So nothing has changed. cool. no, seriously. Apologies are a dime dozen :/  Type the word 'cookies' in the tagboard if you see this :)
Durian durian, I lub you <3 I freaking love durian and my mom decided to let me have some *heaven*. But wow, now I feel like a douche towards Mandy. I can't really say I've been scarred by my parents divorcing because frankly, if they hadn't, I would probably go crazy by now.
My dad really REALLY pisses me off sometimes, today I was on the MRT when he called and because I was in a good mood, I picked it up. Wrong choice. He was drunk, so he was slurring all his words and I got more than a little annoyed at that. Then when I asked him to speak louder and more clearly, he started shouting. I mean fuck, I was in a good mood and now you have to ruin it, really?
It's not my fucking fault that you have a crappy line and an unnatural love for the bottle. And the way he was talking too, like he was trying to pick a fight with me. Piss off, you sad sack, my math skills surpassed yours at P3 _l_, don't talk to me like I'm a retard. You don't even have your own bloody house and to this day I still have no idea what the hell you do for a living (not that you can call what you're doing living).
I just get so uncontrollably angry whenever I think about him. He actually dared to accuse my mom of brainwashing me to hate him. Uh, hello? Brainwashing is so not needed, in fact my mom actually tries to get me to respect you, you turd. It's because of her that I bother picking up when you call at all.

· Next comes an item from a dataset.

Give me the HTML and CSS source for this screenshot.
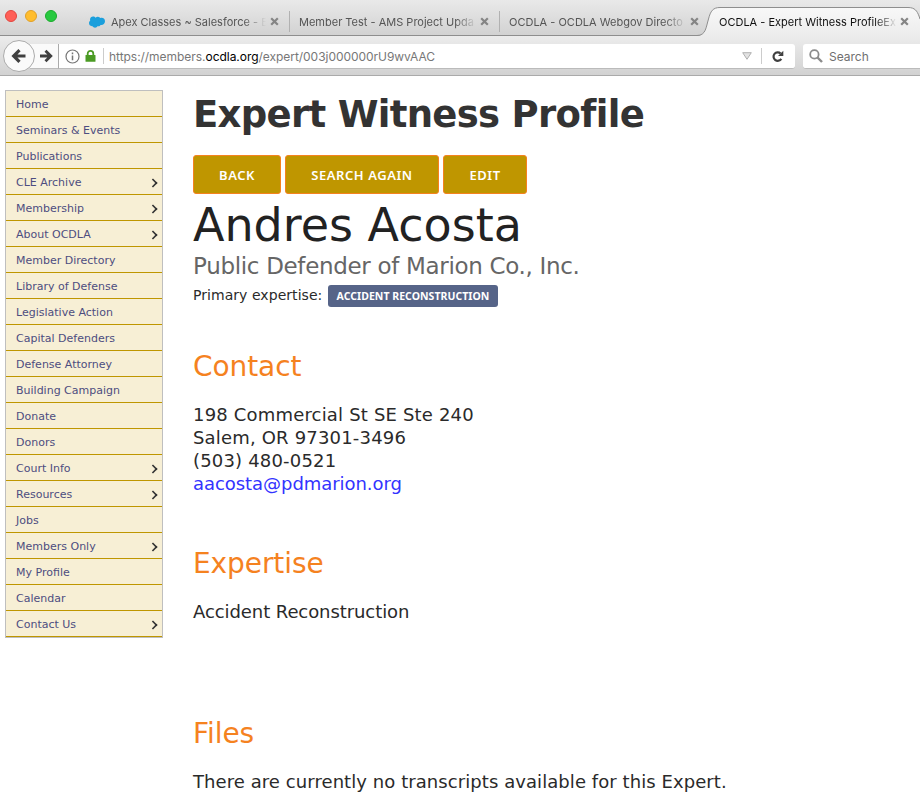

Again, fucking hard to respect someone who you've seen grovel on the ground in a half-conscious mess, asking whether he was in hell and then promptly pass out. Even harder when the next day he starts arguing about his rights and the police have to drag him out.
Okie dokes, so the last few paragraphs have been ranting about my dad, so time for some sunshine, no?
Yeppers, so today went grocery shopping with mom which is always great, get to stockpile all my snacks food.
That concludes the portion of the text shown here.